SICILIA 2009
LA FINESTRELLA

Sono in giro per la Sicilia in macchina. Giunto in vista di Catania, accosto la mia Opel Corsa a bordo strada per svuotare il sedile posteriore e far sparire la roba nel bagagliaio, ma un guard-rail contorto e sconnesso finisce sotto traccia, non lo vedo, e con un criiiiik gelasangue mi riga la fiancata destra. La giornata non poteva cominciare sotto auspici più nefasti.

(Coprirò il danno a casa con una freccia adesiva puntata in avanti, solo sulla fiancata destra, con disappunto dei benpensanti.)
Con la fumata nera in testa posteggio la Opel nei pressi del porto e salgo a piedi in città.
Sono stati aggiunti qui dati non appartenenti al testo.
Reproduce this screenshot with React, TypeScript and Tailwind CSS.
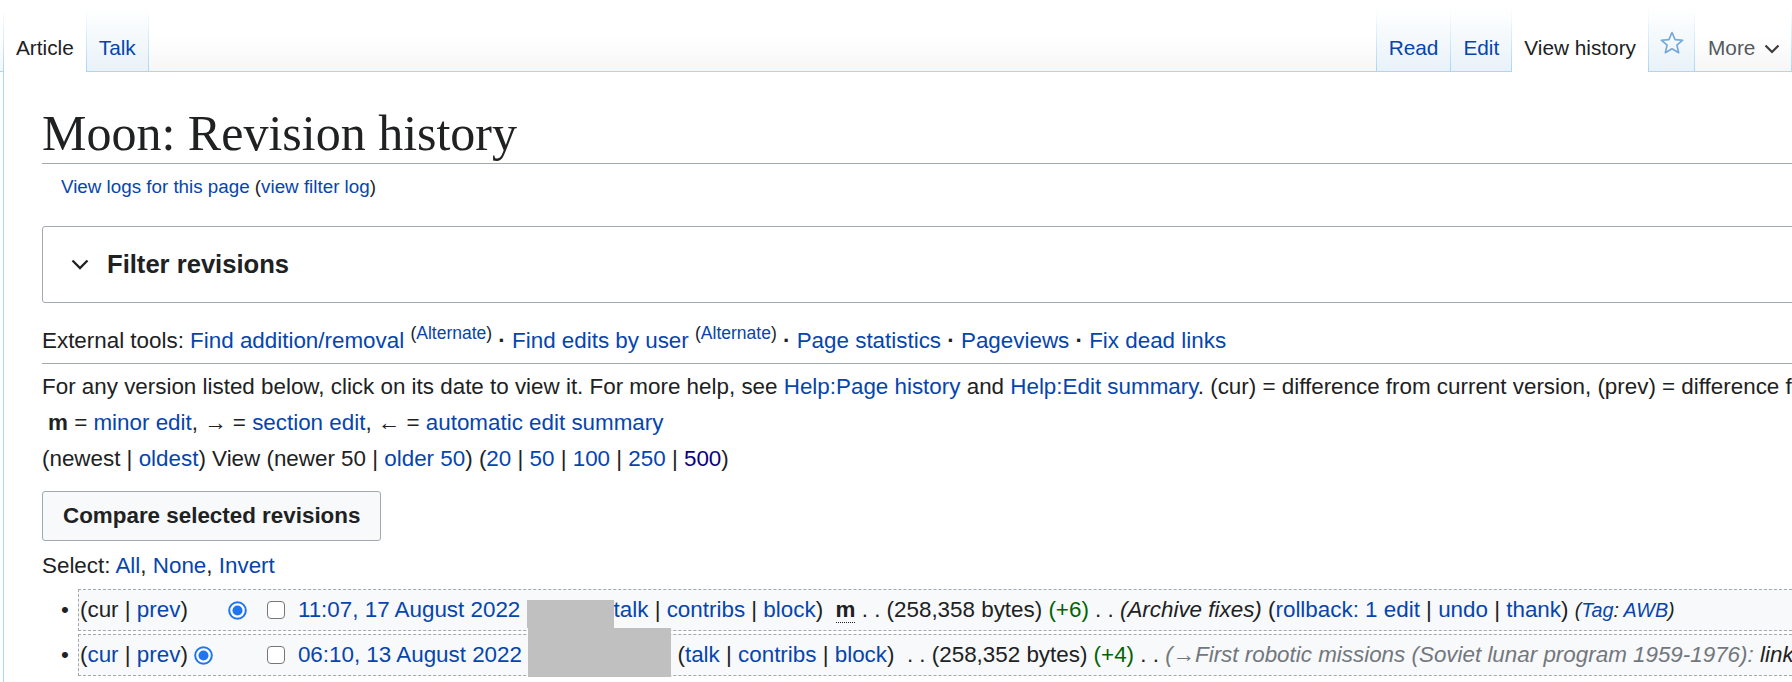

Passo sotto un arco nelle mura e in un minuto sono sulla piazza centrale, davanti alla Fontana dell’Elefante con un obelisco egizio in groppa, che sembra uscito da un rito occulto della dea Iside. Poco discosto, sul portone di un palazzo d’epoca, noto “ALBERGO” in un cartello non troppo appariscente. È in centro, comodissimo!
Salgo le scale con gli occhi bassi, pensando sempre alla mia povera auto ammaccata, la reception è al primo piano. L’ambiente mi sembra lugubre, provo una sensazione di disagio, non so perché. All’ingresso il proprietario è dietro una scrivania. Alla mia richiesta di una stanza, mi risponde che sì, gliene è rimasta una, ma ci sono problemi per il bagno e per qualcos’altro che farfuglia tra i denti. Insisto: sono uno che si adatta a tutto. Me la fa vedere: è poco accogliente, molto alta d’aria, il bagno c’è. La prendo.
Scendo sovrappensiero le scale, torno alla macchina e trascino su la valigia.


Come entro di nuovo nel portone mi si aprono occhi. Ma prima come potevo non aver notato niente? La visione è poco rassicurante: le alzate degli scalini sono dipinte di nero, sui muri sono tracciati dei simboli esoterici. Salgo fino al ballatoio: nell’angolo uno scheletro in penombra mi dà il benvenuto. Mi volto: nell’angolo opposto un altro scheletro mi spia dall’ombra. Ma prima gli Spiriti delle Tenebre mi avevano accecato? Non c’è altra spiegazione.
Entro in camera. Qui tutto regolare, il bagno è dell’anteguerra ma funziona. Che problemi aveva quell’uomo? C’è solo un difetto. Mancano le finestre, a parte una FINESTRELLA quadrata, una specie di oblò, a più di due metri d’altezza. Salgo su una sedia, la apro. Non dà sull’esterno ma sul pavimento di un mezzanino a livello superiore.


Dopo la cena e il giro notturno della città, vado a letto che è quasi mezzanotte. Dalla finestrella riverbera una luce bluastra. Bene, non mi piace dormire al buio. Di sopra incomincia ad arrivar gente, intravvedo polpacci e scarponcini che camminano in quel che sembra un corridoio, e sento voci squillanti e sguaiate di ragazzi e ragazze, sempre più fitte e rimbombanti, come di un ambiente che va riempiendosi.
Verso mezzanotte parte la musica, a tutto volume, suono pesante da metallari e dark, Marilyn Manson e Black Sabbath e robaccia del genere. Questa musica delirante io la digerisco bene, senza contare che il casino mi concilia il sonno. Così, cullato da ritmi demoniaci, finisco per addormentarmi come un angioletto.

Al mattino, appena sveglio, mi viene la curiosità di sbirciare oltre la finestrella. Magari scopro un terzo scheletro... Accosto la sedia e, in equilibrio sulla punta dei piedi, spingo la testa nel varco. Dentro, a due palmi dalla punta del naso, mi appare un “iguana” vivo in gabbia! È un lucertolone verdissimo con la cresta a scaglie sul dorso, lungo più di mezzo metro.
Qualche anno dopo ne parlo con Daniela, una catanese, mia compagna di viaggio nella savana. “Ah sì – mi dice lei – è un club di sballati. Su quel posto circolano leggende strampalate. Non ci sono mai andata e mai ci metterò piede, puoi starne certo!”